Physical activity should be screened like blood pressure

Jo Carlowe

Tuesday, 15 October 2013

Doctors should routinely evaluate physical activity in the same they check blood pressure and other risk factors for cardiovascular disease.

The American Heart Association has made this recommendation in a scientific statement published in its journal Circulation.

"Most healthcare providers have not routinely assessed physical activity levels among their patients because they have not had the right tools," said Scott Strath, lead author of the statement and associate professor in the Department of Kinesiology at the University of Wisconsin-Milwaukee's College of Health Sciences. "Yet, physical inactivity is about as bad for you as smoking."

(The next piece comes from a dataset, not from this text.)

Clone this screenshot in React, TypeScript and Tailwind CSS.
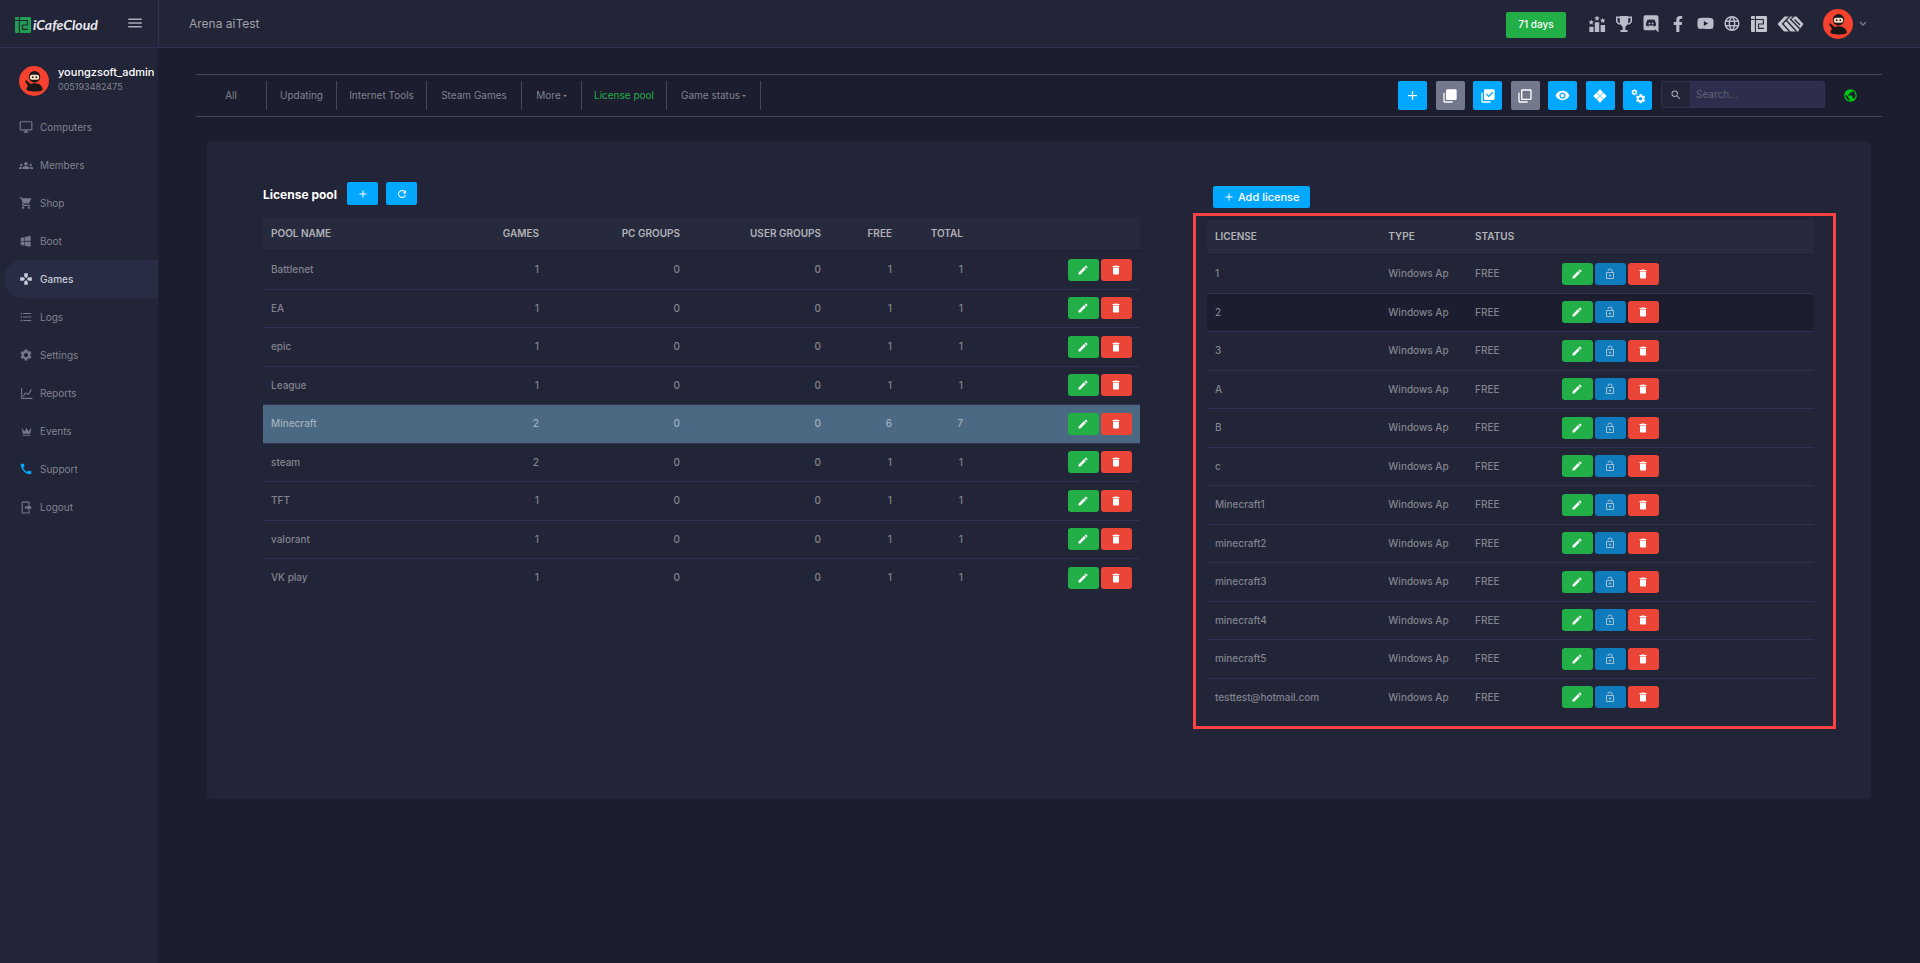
import React from 'react';
import {
  MdAdd, MdCall, MdDelete, MdGroups, MdLanguage, MdMenu, MdOutlineLockOpen, MdPublic, MdRefresh,
  MdSearch, MdSettings, MdShoppingCart, MdGames, MdFormatListBulleted, MdRemoveRedEye,
} from 'react-icons/md';
import { FaFacebookF, FaYoutube } from 'react-icons/fa';

const paths = {
  pencil:
    'M20.71,7.04C21.1,6.65 21.1,6 20.71,5.63L18.37,3.29C18,2.9 17.35,2.9 16.96,3.29L15.12,5.12L18.87,8.87M3,17.25V21H6.75L17.81,9.93L14.06,6.18L3,17.25Z',
  monitor:
    'M21,16H3V4H21M21,2H3C1.89,2 1,2.89 1,4V16A2,2 0 0,0 3,18H10V20H8V22H16V20H14V18H21A2,2 0 0,0 23,16V4C23,2.89 22.1,2 21,2Z',
  windows:
    'M3,12V6.75L9,5.43V11.91L3,12M20,3V11.75L10,11.9V5.21L20,3M3,13L9,13.09V19.9L3,18.75V13M20,13.25V22L10,20.09V13.1L20,13.25Z',
  chart:
    'M2,2H4V20H23V22H2V2M5,17L9.5,9.5L15,12.5L20,4L22,5L15.8,15.3L10.2,12.2L6.8,18Z',
  crown:
    'M5,16L3,5L8.5,12L12,5L15.5,12L21,5L19,16H5M19,19A1,1 0 0,1 18,20H6A1,1 0 0,1 5,19V18H19V19Z',
  logout:
    'M5,1H16A2,2 0 0,1 18,3V7H16V3H5V21H16V17H18V21A2,2 0 0,1 16,23H5A2,2 0 0,1 3,21V3A2,2 0 0,1 5,1M15,7L22,12L15,17V14H9V10H15Z',
  stackFilled:
    'M22,16A2,2 0 0,1 20,18H8C6.89,18 6,17.1 6,16V4C6,2.89 6.89,2 8,2H20A2,2 0 0,1 22,4V16M16,20V22H4A2,2 0 0,1 2,20V7H4V20H16Z',
  stackChecked:
    'M22,16A2,2 0 0,1 20,18H8C6.89,18 6,17.1 6,16V4C6,2.89 6.89,2 8,2H20A2,2 0 0,1 22,4V16M16,20V22H4A2,2 0 0,1 2,20V7H4V20H16M13,14L20,7L18.59,5.59L13,11.17L9.91,8.09L8.5,9.5L13,14Z',
  stackOutline:
    'M20,16V4H8V16H20M22,16A2,2 0 0,1 20,18H8C6.89,18 6,17.1 6,16V4C6,2.89 6.89,2 8,2H20A2,2 0 0,1 22,4V16M16,20V22H4A2,2 0 0,1 2,20V7H4V20H16Z',
  diamonds:
    'M12,0.600L17.400,6L12,11.400L6.600,6ZM12,12.600L17.400,18L12,23.400L6.600,18ZM6,6.600L11.400,12L6,17.400L0.600,12ZM18,6.600L23.400,12L18,17.400L12.600,12Z',
  cogs:
    'M15.9,18.45C17.25,18.45 18.35,17.35 18.35,16C18.35,14.65 17.25,13.55 15.9,13.55C14.54,13.55 13.45,14.65 13.45,16C13.45,17.35 14.54,18.45 15.9,18.45M21.1,16.68L22.58,17.84C22.71,17.95 22.75,18.13 22.66,18.29L21.26,20.71C21.17,20.86 21,20.92 20.83,20.86L19.09,20.16C18.73,20.44 18.33,20.67 17.91,20.85L17.64,22.7C17.62,22.87 17.47,23 17.3,23H14.5C14.32,23 14.18,22.87 14.15,22.7L13.89,20.85C13.46,20.67 13.07,20.44 12.71,20.16L10.96,20.86C10.81,20.92 10.62,20.86 10.54,20.71L9.14,18.29C9.05,18.13 9.09,17.95 9.22,17.84L10.7,16.68L10.65,16L10.7,15.31L9.22,14.16C9.09,14.05 9.05,13.86 9.14,13.71L10.54,11.29C10.62,11.13 10.81,11.07 10.96,11.13L12.71,11.84C13.07,11.56 13.46,11.32 13.89,11.15L14.15,9.29C14.18,9.13 14.32,9 14.5,9H17.3C17.47,9 17.62,9.13 17.64,9.29L17.91,11.15C18.33,11.32 18.73,11.56 19.09,11.84L20.83,11.13C21,11.07 21.17,11.13 21.26,11.29L22.66,13.71C22.75,13.86 22.71,14.05 22.58,14.16L21.1,15.31L21.15,16L21.1,16.68M6.69,8.07C7.56,8.07 8.26,7.37 8.26,6.5C8.26,5.63 7.56,4.92 6.69,4.92A1.58,1.58 0 0,0 5.11,6.5C5.11,7.37 5.82,8.07 6.69,8.07M10.03,6.94L11,7.68C11.07,7.75 11.09,7.87 11.03,7.97L10.13,9.53C10.08,9.63 9.96,9.67 9.86,9.63L8.74,9.18L8,9.62L7.81,10.81C7.79,10.92 7.7,11 7.59,11H5.79C5.67,11 5.58,10.92 5.56,10.81L5.4,9.62L4.64,9.18L3.52,9.63C3.41,9.67 3.3,9.63 3.24,9.53L2.34,7.97C2.28,7.87 2.31,7.75 2.39,7.68L3.34,6.94L3.31,6.5L3.34,6.06L2.39,5.32C2.31,5.25 2.28,5.13 2.34,5.03L3.24,3.47C3.3,3.37 3.41,3.33 3.52,3.37L4.63,3.82L5.4,3.38L5.56,2.19C5.58,2.08 5.67,2 5.79,2H7.59C7.7,2 7.79,2.08 7.81,2.19L8,3.38L8.74,3.82L9.86,3.37C9.96,3.33 10.08,3.37 10.13,3.47L11.03,5.03C11.09,5.13 11.07,5.25 11,5.32L10.03,6.06L10.06,6.5L10.03,6.94Z',
  discord:
    'M22,24L16.75,19L17.38,21H4.5A2.5,2.5 0 0,1 2,18.5V3.5A2.5,2.5 0 0,1 4.5,1H19.5A2.5,2.5 0 0,1 22,3.5V24M12,6.8C9.32,6.8 7.44,7.95 7.44,7.95C8.47,7.03 10.27,6.5 10.27,6.5L10.1,6.33C8.41,6.36 6.88,7.53 6.88,7.53C5.16,11.12 5.27,14.22 5.27,14.22C6.67,16.03 8.75,15.9 8.75,15.9L9.46,15C8.21,14.73 7.42,13.62 7.42,13.62C7.42,13.62 9.3,14.9 12,14.9C14.7,14.9 16.58,13.62 16.58,13.62C16.58,13.62 15.79,14.73 14.54,15L15.25,15.9C15.25,15.9 17.33,16.03 18.73,14.22C18.73,14.22 18.84,11.12 17.12,7.53C17.12,7.53 15.59,6.36 13.9,6.33L13.73,6.5C13.73,6.5 15.53,7.03 16.56,7.95C16.56,7.95 14.68,6.8 12,6.8M9.93,10.59C10.58,10.59 11.11,11.16 11.1,11.86C11.1,12.55 10.58,13.13 9.93,13.13C9.29,13.13 8.77,12.55 8.77,11.86C8.77,11.16 9.28,10.59 9.93,10.59M14.1,10.59C14.75,10.59 15.27,11.16 15.27,11.86C15.27,12.55 14.75,13.13 14.1,13.13C13.46,13.13 12.94,12.55 12.94,11.86C12.94,11.16 13.45,10.59 14.1,10.59Z',
};

function Glyph({ d, size = 14 }: { d: string; size?: number }) {
  return (
    <svg width={size} height={size} viewBox="0 0 24 24" fill="currentColor" aria-hidden="true">
      <path fillRule="evenodd" d={d} />
    </svg>
  );
}

function Ninja({ size = 30 }: { size?: number }) {
  return (
    <svg width={size} height={size} viewBox="0 0 30 30" className="shrink-0" aria-hidden="true">
      <circle cx="15" cy="15" r="15" fill="#f5412d" />
      <path d="M7 14l5 4.200c1-.6 2-.9 3.500-.9 5 0 8 3 8.300 6 0 1.500-3.500 2.200-8 2.200s-8.300-.7-8.300-2.200c0-1.200.6-2.400 1.500-3.400L6 15.200z" fill="#1a1718" />
      <circle cx="15.500" cy="10.800" r="5.700" fill="#1a1718" />
      <rect x="10.800" y="8.800" width="9.400" height="5" rx="2.300" fill="#f6dfc4" />
      <circle cx="13.700" cy="11.200" r="0.900" fill="#1a1718" />
      <circle cx="17.300" cy="11.200" r="0.900" fill="#1a1718" />
    </svg>
  );
}

/* Square monogram: a dotted stem beside a folded ribbon */
function Mark({ size, back, front }: { size: number; back: string; front: string }) {
  return (
    <svg width={size} height={size} viewBox="0 0 16 16" fill="none" aria-hidden="true">
      <rect width="16" height="16" rx="1" fill={back} />
      <path d="M0 3.500H3.600M4.400 0V16M4.400 3.500H12.400V8H7.500V12.400H13" stroke={front} strokeWidth="1.100" strokeLinejoin="round" />
    </svg>
  );
}

function Podium() {
  return (
    <svg width="20" height="20" viewBox="0 0 20 20" fill="currentColor" aria-hidden="true">
      <path d="M1.500 13h4.700v6h-4.700zM7.500 8h5v11h-5zM14 11h5v8h-5z" />
      <path d="M10 0.500l.9 2 2.200.2-1.700 1.500.5 2.200-1.900-1.200-1.900 1.200.5-2.200-1.700-1.500 2.200-.2zM3.600 5l.9 2 2.200.2-1.700 1.500.5 2.200-1.900-1.200-1.900 1.200.5-2.200L.5 7.200l2.200-.2zM16.400 3l.9 2 2.200.2-1.700 1.500.5 2.200-1.900-1.200-1.900 1.200.5-2.200-1.700-1.500 2.200-.2z" />
    </svg>
  );
}

function Trophy() {
  return (
    <svg width="18" height="18" viewBox="0 0 18 18" fill="currentColor" aria-hidden="true">
      <path fillRule="evenodd" d="M1 1.500h4V1h8v.5h4V7l-2.500 2.500h-2L10.300 12v3H12.500v2h-7v-2h2.200v-3L5.500 9.500h-2L1 7zM2.500 3v3.500l1.500 1.500h.9L4.600 3zM15.500 3h-2.100l-.3 5h.9l1.500-1.500z" />
    </svg>
  );
}

/* Interlaced ribbons in a wide hexagon */
function Weave() {
  return (
    <svg width="27" height="16" viewBox="0 0 27 16" fill="none" aria-hidden="true">
      <path d="M7.500 0.500H19.500L26.500 8L21 15.500H7L0.500 8z" fill="#c3c5cd" />
      <path d="M13 0L5.600 7.800L13 16M9.500 4.500L19.500 15.500M13 2.800L24 14M17 0L14.500 2.500M17.500 3.500L23 9" stroke="#222437" strokeWidth="1.300" />
    </svg>
  );
}

const menu: { label: string; icon: React.ReactNode; active?: boolean; tint?: string }[] = [
  { label: 'Computers', icon: <Glyph d={paths.monitor} /> },
  { label: 'Members', icon: <MdGroups size={15} /> },
  { label: 'Shop', icon: <MdShoppingCart size={14} /> },
  { label: 'Boot', icon: <Glyph d={paths.windows} /> },
  { label: 'Games', icon: <MdGames size={14} />, active: true },
  { label: 'Logs', icon: <MdFormatListBulleted size={14} /> },
  { label: 'Settings', icon: <MdSettings size={14} /> },
  { label: 'Reports', icon: <Glyph d={paths.chart} size={13} /> },
  { label: 'Events', icon: <Glyph d={paths.crown} size={13} /> },
  { label: 'Support', icon: <MdCall size={14} />, tint: 'text-[#02a8ff]' },
  { label: 'Logout', icon: <Glyph d={paths.logout} size={13} /> },
];

const tabs = [
  { label: 'All', width: 'w-[71px]' },
  { label: 'Updating', width: 'w-[70px]' },
  { label: 'Internet Tools', width: 'w-[90px]' },
  { label: 'Steam Games', width: 'w-[95px]' },
  { label: 'More', width: 'w-[60px]', menu: true },
  { label: 'License pool', width: 'w-[85px]', active: true },
  { label: 'Game status', width: 'w-[94px]', menu: true },
];

const tools = [
  { label: 'Add', icon: <MdAdd size={15} />, color: 'bg-[#02a8ff]' },
  { label: 'Select none', icon: <Glyph d={paths.stackFilled} size={16} />, color: 'bg-[#74788d]' },
  { label: 'Select all', icon: <Glyph d={paths.stackChecked} size={16} />, color: 'bg-[#02a8ff]' },
  { label: 'Invert', icon: <Glyph d={paths.stackOutline} size={16} />, color: 'bg-[#74788d]' },
  { label: 'View', icon: <MdRemoveRedEye size={15} />, color: 'bg-[#02a8ff]' },
  { label: 'Groups', icon: <Glyph d={paths.diamonds} />, color: 'bg-[#02a8ff]' },
  { label: 'Options', icon: <Glyph d={paths.cogs} size={16} />, color: 'bg-[#02a8ff]' },
];

const pools: [string, number, number, number, number, number][] = [
  ['Battlenet', 1, 0, 0, 1, 1],
  ['EA', 1, 0, 0, 1, 1],
  ['epic', 1, 0, 0, 1, 1],
  ['League', 1, 0, 0, 1, 1],
  ['Minecraft', 2, 0, 0, 6, 7],
  ['steam', 2, 0, 0, 1, 1],
  ['TFT', 1, 0, 0, 1, 1],
  ['valorant', 1, 0, 0, 1, 1],
  ['VK play', 1, 0, 0, 1, 1],
];

const licenses = [
  '1', '2', '3', 'A', 'B', 'c', 'Minecraft1', 'minecraft2', 'minecraft3', 'minecraft4', 'minecraft5',
  'testtest@hotmail.com',
];

function RowButton({ label, color, children }: { label: string; color: string; children: React.ReactNode }) {
  return (
    <button aria-label={label} className={`flex h-[22px] w-[31px] items-center justify-center rounded-[3px] text-white ${color}`}>
      {children}
    </button>
  );
}

const EditButton = () => (
  <RowButton label="Edit" color="bg-[#22af47]">
    <Glyph d={paths.pencil} size={12} />
  </RowButton>
);

const DeleteButton = () => (
  <RowButton label="Delete" color="bg-[#eb4538]">
    <MdDelete size={12} />
  </RowButton>
);

export default function App() {
  return (
    <div className="flex min-h-screen flex-col bg-[#1c1d2e] font-[Inter,sans-serif] text-[10px] text-[#81838e]">
      <header className="flex h-12 items-stretch border-b border-[#2e3152] bg-[#222437]">
        <div className="flex w-[159px] shrink-0 items-center border-r border-[#2e3152] pr-[14px] pl-[15px]">
          <a href="#home" className="flex items-center gap-[2px] pt-[2px]">
            <Mark size={16} back="#1f9d50" front="#222437" />
            <span className="font-[Lato,sans-serif] text-[14px] leading-4 font-bold text-[#e9e9ee] italic">iCafeCloud</span>
          </a>
          <button aria-label="Toggle menu" className="ml-auto pb-[2px] text-[#a9abb5]">
            <MdMenu size={18} />
          </button>
        </div>
        <h1 className="flex grow items-center pl-[30px] text-[12px] text-[#a0a1a8]">Arena aiTest</h1>
        <div className="flex items-center pr-[53px]">
          <button className="mt-[2px] h-[26px] w-[60px] rounded-[2px] bg-[#22af47] text-[10px] font-medium text-white">71 days</button>
          <nav className="ml-[22px] flex items-center gap-[9px] text-[#b9bdca]">
            <a href="#ranking" aria-label="Ranking" className="flex w-[18px] justify-center"><Podium /></a>
            <a href="#trophy" aria-label="Tournaments" className="flex w-[18px] justify-center"><Trophy /></a>
            <a href="#discord" aria-label="Discord" className="flex w-[18px] justify-center"><Glyph d={paths.discord} size={19} /></a>
            <a href="#facebook" aria-label="Facebook" className="flex w-[18px] justify-center"><FaFacebookF size={16} /></a>
            <a href="#youtube" aria-label="YouTube" className="flex w-[18px] justify-center"><FaYoutube size={17} /></a>
            <a href="#web" aria-label="Website" className="flex w-[18px] justify-center"><MdLanguage size={19} /></a>
            <a href="#cloud" aria-label="Cloud" className="flex w-[18px] justify-center"><Mark size={16} back="#c3c5cd" front="#222437" /></a>
            <a href="#partner" aria-label="Partner"><Weave /></a>
          </nav>
          <button aria-label="Account" className="ml-[19px] flex items-center gap-[6px]">
            <Ninja />
            <svg width="8" height="6" viewBox="0 0 8 6" fill="none" stroke="#74788d" strokeWidth="1.300" aria-hidden="true">
              <path d="M1 1l3 3 3-3" />
            </svg>
          </button>
        </div>
      </header>

      <div className="flex grow">
        <aside className="w-[158px] shrink-0 bg-[#222437]">
          <div className="flex gap-[9px] pt-[18px] pl-[19px]">
            <Ninja />
            <div>
              <p className="text-[11px] leading-[13px] font-medium text-white">youngzsoft_admin</p>
              <p className="text-[9px] leading-4">005193482475</p>
            </div>
          </div>
          <ul className="mt-3 pl-1">
            {menu.map((m) => (
              <li key={m.label}>
                <a
                  href={`#${m.label.toLowerCase()}`}
                  className={`flex h-[38px] items-center gap-[7px] rounded-l-[19px] pl-[15px] ${m.active ? 'bg-[#292c45] font-medium text-[#c9ccd8]' : ''}`}
                >
                  <span className={`flex w-[14px] justify-center ${m.tint ?? (m.active ? '' : 'text-[#74788d]')}`}>{m.icon}</span>
                  {m.label}
                </a>
              </li>
            ))}
          </ul>
        </aside>

        <main className="min-w-0 grow px-[38px] pt-[26px]">
          <div className="flex h-[43px] items-center border-y border-[#45475a]">
            <nav className="flex">
              {tabs.map((t) => (
                <a
                  key={t.label}
                  href={`#${t.label.toLowerCase().replace(' ', '-')}`}
                  className={`flex h-[29px] items-center justify-center gap-[2px] border-r border-[#45475a] whitespace-nowrap ${t.width} ${t.active ? 'text-[#22af47]' : ''}`}
                >
                  {t.label}
                  {t.menu && <span className="border-x-2 border-t-2 border-x-transparent border-t-current" />}
                </a>
              ))}
            </nav>
            <div className="ml-auto flex w-[254px] justify-between">
              {tools.map((t) => (
                <button key={t.label} aria-label={t.label} className={`flex h-[29px] w-[29px] items-center justify-center rounded-[2px] text-white ${t.color}`}>
                  {t.icon}
                </button>
              ))}
            </div>
            <div className="mr-[18px] mb-[2px] ml-[9px] flex h-[27px] w-[164px] rounded-[2px] border border-[#2e3152] bg-[#2c2e4c]">
              <label htmlFor="search" aria-label="Search" className="flex w-[29px] shrink-0 items-center justify-center border-r border-[#2e3152] bg-[#222437] text-[#a9abb5]">
                <MdSearch size={12} />
              </label>
              <input id="search" placeholder="Search..." className="w-0 grow bg-transparent px-[5px] text-[10px] text-[#c9ccd8] outline-none placeholder:text-[#626370]" />
            </div>
            <button aria-label="Server status" className="mr-6 text-[#00c614]">
              <MdPublic size={15} />
            </button>
          </div>

          <div className="mx-[11px] mt-6 grid min-h-[658px] grid-cols-[13fr_9fr] gap-[67px] rounded-[4px] bg-[#222437] pr-[57px] pl-14">
            <section className="pt-[41px]">
              <div className="flex gap-2">
                <h2 className="min-w-[76px] pt-[4px] text-[12px] leading-[18px] font-bold text-white">License pool</h2>
                <button aria-label="Add pool" className="flex h-[23px] w-[31px] items-center justify-center rounded-[2px] bg-[#02a8ff] text-white">
                  <MdAdd size={12} />
                </button>
                <button aria-label="Refresh" className="flex h-[23px] w-[31px] items-center justify-center rounded-[2px] bg-[#02a8ff] text-white">
                  <MdRefresh size={12} />
                </button>
              </div>
              <table className="mt-3 w-full table-fixed border-collapse">
                <thead>
                  <tr className="h-[33px] border-b border-[#1c1d2e] bg-[#27293c] text-right text-[#b1b2b8]">
                    <th className="w-[213px] px-2 text-left font-semibold">POOL NAME</th>
                    <th className="w-[71px] px-2 font-semibold">GAMES</th>
                    <th className="w-[141px] px-2 font-semibold">PC GROUPS</th>
                    <th className="w-[141px] px-2 font-semibold">USER GROUPS</th>
                    <th className="w-[71px] px-2 font-semibold">FREE</th>
                    <th className="w-[71px] px-2 font-semibold">TOTAL</th>
                    <th aria-label="Actions" />
                  </tr>
                </thead>
                <tbody>
                  {pools.map(([name, ...counts]) => (
                    <tr
                      key={name}
                      className={`h-[39px] border-b border-[#2e3152] font-medium last:border-0 even:h-[38px] ${name === 'Minecraft' ? 'bg-[#4b6982] text-[#9fb0be]' : ''}`}
                    >
                      <td className="px-2">{name}</td>
                      {counts.map((n, i) => (
                        <td key={i} className="px-2 text-right">{n}</td>
                      ))}
                      <td className="px-2">
                        <div className="flex justify-end gap-[2px]">
                          <EditButton />
                          <DeleteButton />
                        </div>
                      </td>
                    </tr>
                  ))}
                </tbody>
              </table>
            </section>

            <section className="pt-[45px]">
              <button className="ml-[6px] flex h-[22px] items-center gap-[3px] rounded-[2px] bg-[#02a8ff] px-[10px] text-[11px] font-medium text-white">
                <MdAdd size={12} />
                Add license
              </button>
              <div className="mt-[5px] mr-[-22px] ml-[-14px] border-[3px] border-[#ff4141] pt-1 pr-[19px] pb-[10px] pl-[11px]">
                <table className="w-full table-fixed border-collapse">
                  <thead>
                    <tr className="h-[34px] border-b border-[#1c1d2e] bg-[#27293c] text-left text-[#b1b2b8]">
                      <th className="w-2/7 px-2 font-semibold">LICENSE</th>
                      <th className="w-1/7 px-2 font-semibold">TYPE</th>
                      <th className="w-1/7 px-2 font-semibold">STATUS</th>
                      <th aria-label="Actions" />
                    </tr>
                  </thead>
                  <tbody>
                    {licenses.map((name) => (
                      <tr key={name} className={`h-[39px] border-b border-[#2e3152] font-medium last:border-0 even:h-[38px] ${name === '2' ? 'bg-[#1c1d2e]' : ''}`}>
                        <td className="px-2">{name}</td>
                        <td className="px-2 whitespace-nowrap">Windows Ap</td>
                        <td className="px-2">FREE</td>
                        <td className="px-2">
                          <div className="flex gap-[2px]">
                            <EditButton />
                            <RowButton label="Unlock" color="bg-[#0e7bbd]">
                              <MdOutlineLockOpen size={12} className="text-[#a3bfd4]" />
                            </RowButton>
                            <DeleteButton />
                          </div>
                        </td>
                      </tr>
                    ))}
                  </tbody>
                </table>
              </div>
            </section>
          </div>
        </main>
      </div>
    </div>
  );
}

The new statement includes a "decision matrix" to help providers select the most appropriate evaluation method for their patients, including low-cost or no-cost options, such as questionnaires that patients complete when they arrive for their appointment.

An exercise checkup should cover types, frequency, duration and intensity of physical activity at work, home and during leisure time, the statement said.

Doctors should also counsel patients on how to include more exercise in their daily lives and do a physical activity assessment as part of routine medical care, Strath said.

The American Heart Association recommends at least 30 minutes of moderate-intensity aerobic activity five days a week or more, or at least 20 minutes of vigorous aerobic activity three days a week or more, plus moderate-to high-intensity muscle strengthening at least two days a week.